Ideally, stacked device switches such as shown in FIG. 2 have a net voltage withstand capacity equal to BVds of the individual FETs, multiplied by the number (j) of FETs in the stack. Thus, a stack of 10 transistors each having BVds of 1.8 V would ideally be capable of switching a signal having a peak amplitude of 18 V. In practice, unfortunately, such stacks may be unable to support such ideal voltage. The voltage withstand capacity can be increased by increasing the number of devices in the stack, but this may cause large increases in the corresponding required integrated circuit area.
For example, assume that BVds for a given fabrication process is 2V (i.e., each single transistor can handle 2V), but that a 16V signal must be controlled. A stack of eight transistors should ideally be able to control a signal of peak amplitude 16V. If eight transistors prove insufficient for this task in practice, then more transistors must be added to support the required voltage. Unfortunately, the series resistance of the stack is the sum of the individual device resistances.
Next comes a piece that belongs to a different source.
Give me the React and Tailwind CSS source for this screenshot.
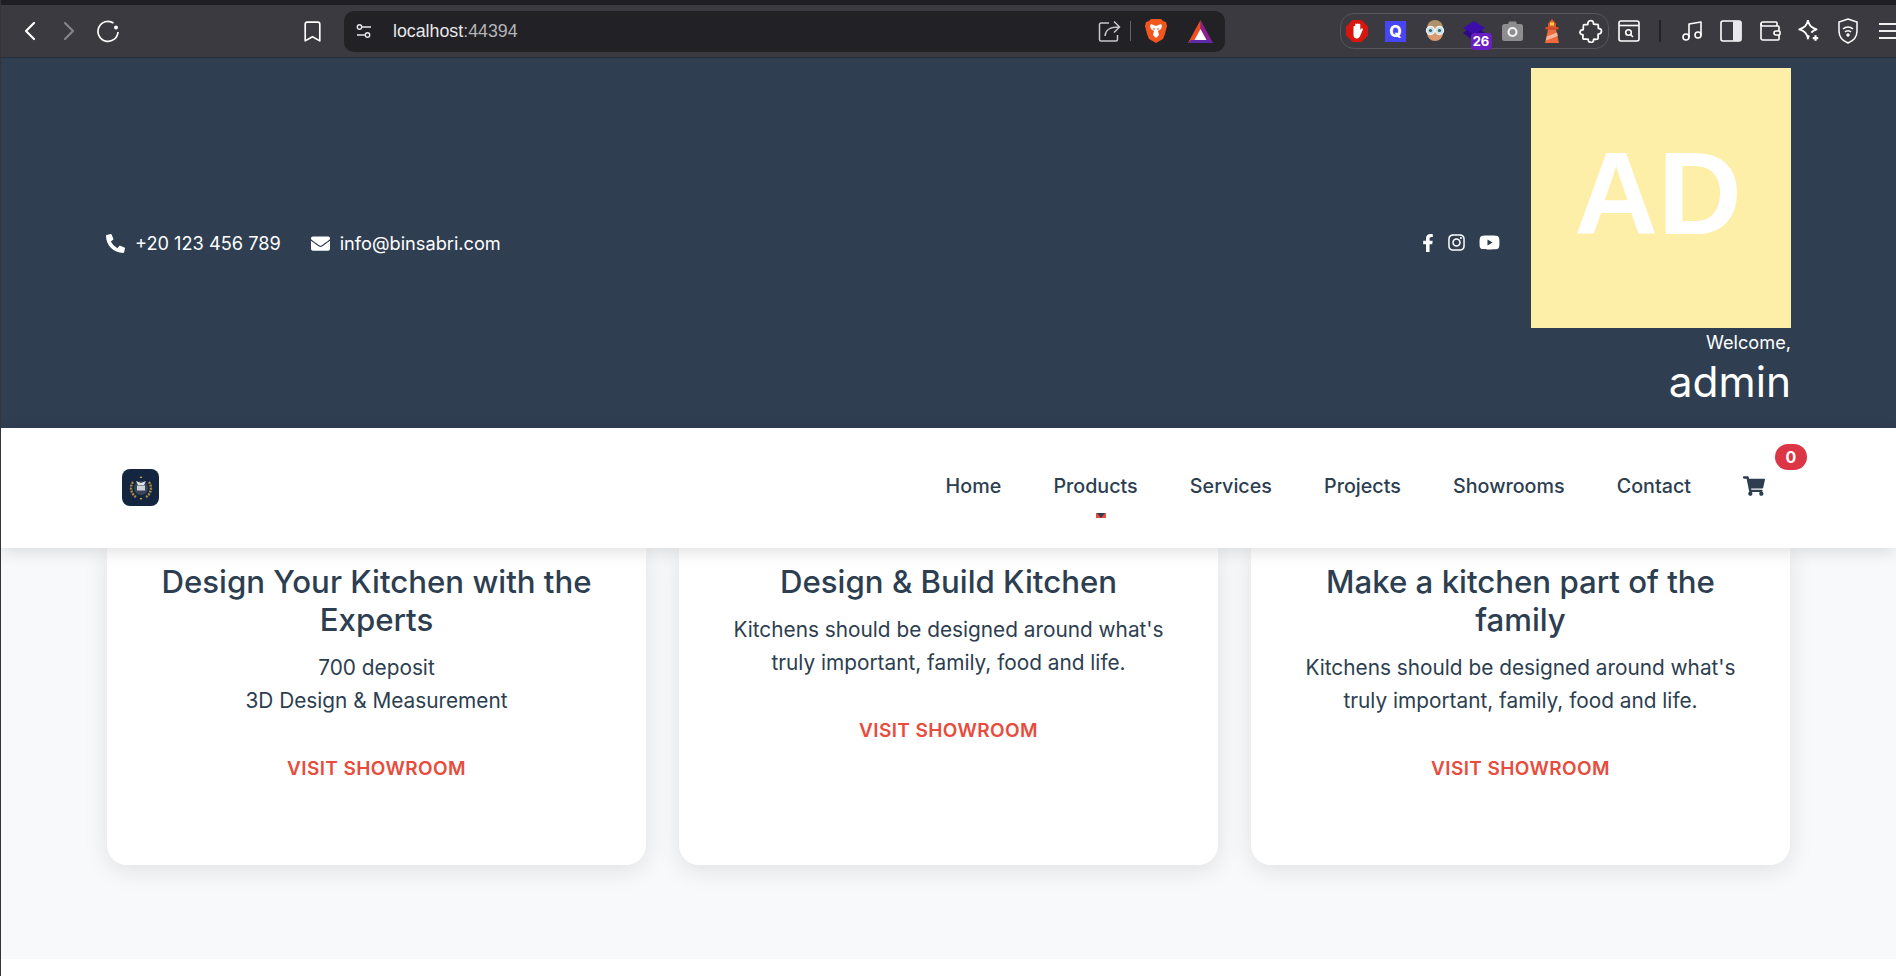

Consequently, as the number of stacked devices increases by a factor S, so does the ON resistance of the switch. Therefore, to maintain the required overall ON resistance (or insertion loss), the impedance of each device must be reduced by the factor S. This, in turn, requires that the area of each such device is increased by the factor S. Given S additional FETs, each with an area increased by S, it is clear that the total area of the FETs in the stack will increase as S2. At some point, the switch area can be immense. Moreover, the parasitic capacitances of these transistors typically increase with the area, and this can lead to numerous additional problems.
Thus, there is clearly a need to identify and solve the problem that prevents some stacked FETs from controlling the ideal voltage, i.e., the number of FETs times the BVds of the individual FETs. Embodiments of devices and methods of manufacturing such devices are described herein that can mitigate or eliminate the noted problem, thus enabling stacked transistors to withstand voltages that approach, or even equal, the theoretical maximum for a given BVds of the constituent transistors.